The hierarchy/intent modeling approach I’ve blogged about, similar to the TMF SID, seems to serve the mission of service management automation well. It also seems possible to use a similar modeling technique to represent real-world “digital twin” relationships, and (finally) it seems possible to use a digital-twinning approach that represents features rather than real-world elements to implement service management. That sums up where we’ve gone with modeling so far. Now, I want to conclude the series by looking at the application of digital twin modeling to network management.

Classical network management, meaning the OSI model of network management, presumes we have three layers. At the top is “service management”, which we’ve aligned with the hierarchy/intent modeling approach. Next we have “network management”, which is aimed at managing systems of devices. I’d contend that this is something that could be served by the hierarchy/intent approach or by digital twin modeling of the administrative interfaces that represent those systems of devices. It’s the bottom layer, “element management” that we have to look more closely at.

A network, or a data center, are two interdependent things, as the lower two layers of the OSI management model suggest. One thing is a system of real devices (routers in the case of networks, servers and switches in the case of data centers, for example) and the other is a cooperative collection of resources. If we’re representing the real world, which is the case for the lower element management layer, then we’re implying a digital twin model. If we’re representing the network management layer, we have a choice of using a digital twin or a hierarchy/intent approach. Given that, I’m going to break from my tradition of top-down and start with the bottom or element management layer.

If you can model a metaverse or IoT with a digital-twin model, you could surely model a network. Each device would be represented by an object that had interfaces, properties, parameters, and so forth, and the relationship between objects would be represented by interface bindings that would map to the trunk connections. There’s no question that you could use the model to query device status, change parameters, and so forth. The question is whether that would be valuable, neutral, or risky, and the answer to that depends on just what the “devices” are and whether they are members of a higher-level cooperative group like “a network”.

Routers exhibit “adaptive” behavior, as do most switches. They interact with each other to define the way that “the network” behaves, and while they assert management APIs and report status, their normal operation is largely autonomous.
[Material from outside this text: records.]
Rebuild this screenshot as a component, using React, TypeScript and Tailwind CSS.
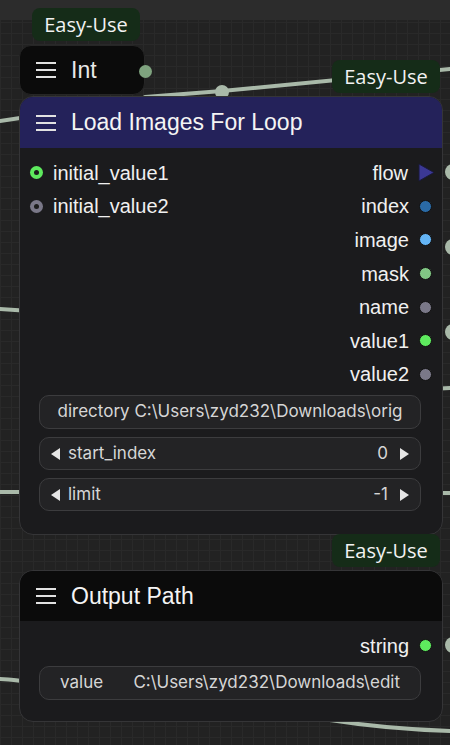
import React from "react"

const sans = { fontFamily: "Arial, 'Liberation Sans', sans-serif" }
const ui = { fontFamily: "Inter, 'Liberation Sans', sans-serif" }
const badgeFont = { fontFamily: "'Open Sans', 'Noto Sans', sans-serif" }

function Menu() {
  return (
    <div className="flex w-[20px] flex-col gap-[5px]">
      <span className="h-[2px] bg-[#e2e2e2]" />
      <span className="h-[2px] bg-[#e2e2e2]" />
      <span className="h-[2px] bg-[#e2e2e2]" />
    </div>
  )
}

function Badge({ className }: { className: string }) {
  return (
    <div
      className={`absolute flex h-[33px] w-[108px] items-center justify-center rounded-[8px] bg-[#152c18] text-[20px] text-[#f2f2f2] ${className}`}
      style={badgeFont}
    >
      Easy-Use
    </div>
  )
}

type Out = { name: string; color: string; flow?: boolean }

const outputs: Out[] = [
  { name: "flow", color: "#3b3894", flow: true },
  { name: "index", color: "#2a6aa6" },
  { name: "image", color: "#64b5f6" },
  { name: "mask", color: "#81c784" },
  { name: "name", color: "#7a7888" },
  { name: "value1", color: "#5eea5e" },
  { name: "value2", color: "#7a7888" },
]

function OutRow({ o }: { o: Out }) {
  return (
    <div className="flex h-[33.6px] items-center justify-end gap-[10px]">
      <span className="text-[20px] text-[#f0f0f0]">{o.name}</span>
      {o.flow ? (
        <svg width="17" height="19" viewBox="0 0 17 19" className="mr-[-3px]">
          <path d="M1 1 L16 9.5 L1 18 Z" fill={o.color} stroke="#1a1a3a" strokeWidth="1" />
        </svg>
      ) : (
        <span
          className="h-[13px] w-[13px] rounded-full border border-[#111]"
          style={{ backgroundColor: o.color }}
        />
      )}
    </div>
  )
}

function InRow({ name, color }: { name: string; color: string }) {
  return (
    <div className="flex h-[33.6px] items-center gap-[10px]">
      <span
        className="flex h-[13px] w-[13px] items-center justify-center rounded-full"
        style={{ backgroundColor: color }}
      >
        <span className="h-[5px] w-[5px] rounded-full bg-[#1c1c1c]" />
      </span>
      <span className="text-[20px] text-[#f0f0f0]">{name}</span>
    </div>
  )
}

function Arrow({ dir }: { dir: "l" | "r" }) {
  return (
    <svg width="9" height="12" viewBox="0 0 9 12">
      <path d={dir === "l" ? "M9 0 L0 6 L9 12 Z" : "M0 0 L9 6 L0 12 Z"} fill="#e6e6e6" />
    </svg>
  )
}

function NumberWidget({ label, value }: { label: string; value: string }) {
  return (
    <div className="flex h-[33px] items-center rounded-[10px] border border-[#3c3c3e] bg-[#232325] px-[11px] text-[17px] text-[#d6d6d6]">
      <Arrow dir="l" />
      <span className="ml-[8px] flex-1">{label}</span>
      <span>{value}</span>
      <span className="ml-[12px] flex">
        <Arrow dir="r" />
      </span>
    </div>
  )
}

export default function App() {
  return (
    <div
      className="relative h-[745px] w-[450px] overflow-hidden bg-[#222222] bg-[linear-gradient(to_right,#292929_1px,transparent_1px),linear-gradient(to_bottom,#292929_1px,transparent_1px)] bg-[size:11px_11px]"
      style={sans}
    >
      <div className="absolute left-0 right-0 top-0 h-[20px] bg-[#2c2c2c]" />

      {/* wires */}
      <svg className="absolute inset-0" width="450" height="745" viewBox="0 0 450 745">
        <g stroke="#a9b9a9" strokeWidth="4" fill="none" strokeLinecap="round">
          <path d="M0 121 L40 115" />
          <path d="M145 97 L222 91 L450 69" />
          <path d="M0 309 L30 311" />
          <path d="M0 492 L30 492" />
          <path d="M0 679 C10 679 20 681 30 682" />
          <path d="M430 389 L450 388" />
          <path d="M430 493 L450 493" />
          <path d="M330 720 C380 728 420 730 450 731" />
        </g>
        <g fill="#a9b9a9">
          <circle cx="222" cy="92" r="7" />
          <circle cx="453" cy="172" r="8" />
          <circle cx="453" cy="247" r="8" />
          <circle cx="453" cy="332" r="8" />
          <circle cx="453" cy="645" r="8" />
        </g>
      </svg>

      <Badge className="left-[32px] top-[8px]" />

      {/* Int node */}
      <div className="absolute left-[19px] top-[45px] flex h-[50px] w-[126px] items-center gap-[15px] rounded-[12px] border border-[#262626] bg-[#0b0b0b] pl-[16px]">
        <Menu />
        <span className="text-[23px] text-[#e8e8e8]">Int</span>
        <span className="absolute right-[-8px] top-[19px] h-[13px] w-[13px] rounded-full bg-[#7fa37f]" />
      </div>

      <Badge className="left-[332px] top-[60px]" />

      {/* Load Images For Loop */}
      <div className="absolute left-[19px] top-[96px] flex h-[439px] w-[424px] flex-col overflow-hidden rounded-[14px] border border-[#353537] bg-[#1b1b1d]">
        <div className="flex h-[51px] shrink-0 items-center gap-[15px] bg-[#24225a] pl-[16px]">
          <Menu />
          <span className="text-[23px] text-[#f4f4f4]">Load Images For Loop</span>
        </div>
        <div className="flex pt-[8px]">
          <div className="flex flex-1 flex-col pl-[10px]">
            <InRow name="initial_value1" color="#5eea5e" />
            <InRow name="initial_value2" color="#7a7888" />
          </div>
          <div className="flex flex-col pr-[10px]">
            {outputs.map((o) => (
              <OutRow key={o.name} o={o} />
            ))}
          </div>
        </div>
        <div className="ml-[19px] mr-[21px] mt-[4px] flex flex-col gap-[8px]" style={ui}>
          <div className="flex h-[34px] items-center justify-center rounded-[10px] border border-[#3c3c3e] bg-[#232325] text-[17px] text-[#d6d6d6]">
            directory C:\Users\zyd232\Downloads\orig
          </div>
          <NumberWidget label="start_index" value="0" />
          <NumberWidget label="limit" value="-1" />
        </div>
      </div>

      <Badge className="left-[332px] top-[534px]" />

      {/* Output Path */}
      <div className="absolute left-[19px] top-[570px] flex h-[152px] w-[424px] flex-col overflow-hidden rounded-[14px] border border-[#353537] bg-[#1b1b1d]">
        <div className="flex h-[50px] shrink-0 items-center gap-[15px] bg-[#0b0b0b] pl-[16px]">
          <Menu />
          <span className="text-[23px] text-[#f4f4f4]">Output Path</span>
        </div>
        <div className="flex flex-col pr-[10px] pt-[8px]">
          <OutRow o={{ name: "string", color: "#5eea5e" }} />
        </div>
        <div
          className="ml-[19px] mr-[21px] mt-[3px] flex h-[34px] items-center rounded-[10px] border border-[#3c3c3e] bg-[#232325] px-[20px] text-[17px] text-[#d6d6d6]"
          style={ui}
        >
          <span className="w-[78px]">value</span>
          <span>C:\Users\zyd232\Downloads\edit</span>
        </div>
      </div>
    </div>
  )
}
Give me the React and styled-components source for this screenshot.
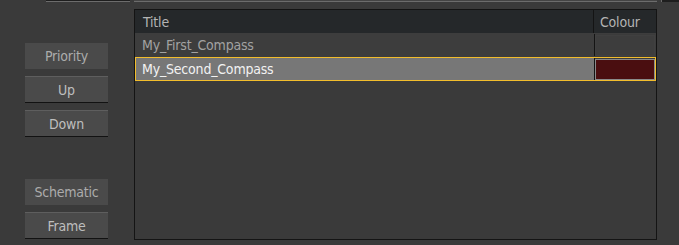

In a sense, “element management” for the devices is a management process that parallels or repairs normal operations. However, MPLS supports explicit routing, and a digital-twin model of the router network could be helpful there, and nearly all network operators use MPLS.

If we were to shift focus from “router” to “SDN switch” it’s a different story completely. An SDN switch does not have adaptive behavior, it depends on a central management process to provide it with operating data, including the routing tables used in “normal” operation. There’s a presumption of a central controller, and since that controller manages the routes, it would be logical to assume that knowing the state of the devices and trunks would be helpful.

So far, IMHO, we can then say that for SDN devices and router networks that supported explicit routing, digital-twin modeling could be valuable. For (largely enterprise) router networks without MPLS explicit routing, then, the question would be whether it would be useful or risky.

The risk in a digital-twin model to control a router network is, ironically, that it would encourage something to exercise control over a network behavior that’s supposed to be adaptive. There is an easy solution to this, though; don’t provide a mechanism to alter things that are supposed to be adaptive. Yes, it would be possible to indirectly alter adaptive behavior by, for example, disabling an interface or the device, but that risk exists with any management interface that exposes those capabilities, directly or indirectly. We can discount any incremental risk, then.

But lack of risk doesn’t constitute a benefit. We can assume that the network, at least, would have a management system that supported device alarms, so having the ability to generate those alarms off a digital-twin model doesn’t add much, if anything. Can we identify anything interesting we could do with the digital-twin model? Yes, but not much.

The most obvious possible benefit of a digital-twin model is to provide an abstraction layer that could support a mixture of SDN and adaptive routing within a single network administration. Digital twinning, as I’ve said, would be a natural partner for an SDN controller, since that controller is responsible for route management in the network. SDN is likely to have to phase in or be a part of a network, rather than to be everything, as Google’s Andromeda illustrates. We could see “virtual” elements of the digital-twin model representing router enclaves, and “real” elements representing the SDN switches.

A related benefit would be the creation of an abstraction layer for EMS/NMS processes to work through. If we think of a router network as being a resource enclave, similar to a cloud resource pool, we know from experience with the latter that “virtualization” would normally involve creating an abstraction (a “virtual machine” is one in the cloud/server space) that would then be mapped to the underlying resources. Could we view this as the bottom layer of service lifecycle management? In any event, a standard abstraction layer could allow a single NMS toolkit to work with every vendor, every device.

The final benefit, I think, could depend on the extent to which the first two benefits are considered significant. If we did deploy a digital-twin model as an abstraction layer, might we then unify the “network” management of mixed router/virtual-function networks. I think that would be an almost-inevitable outcome if we actually thought about network-resource abstraction through digital twinning, but I’m not sure whether the notion would arise based on this point alone. NFV has failed to gain broad traction inside a network, and only limited traction (via uCPE) even at the edge. 5G function hosting may well be too localized to present much of a challenge in mixed-network operations.

I think that the role of a digital-twin model in NMS could be justified in theory, but may be difficult to develop in practice. Multi-vendor abstraction missions are never popular with vendors who want to be the only player in a given network. SDN, despite its proven applications in the core network (by Google) hasn’t advanced to broadly support a core mission yet, and it may do so only if we end up with metro-mesh metaverse networking down the line. Networks today are massive sunk costs, and buyers are as reluctant to threaten them with new ideas as the vendors are to open them up. We’ll have to wait to see whether other forces move the needle on this topic!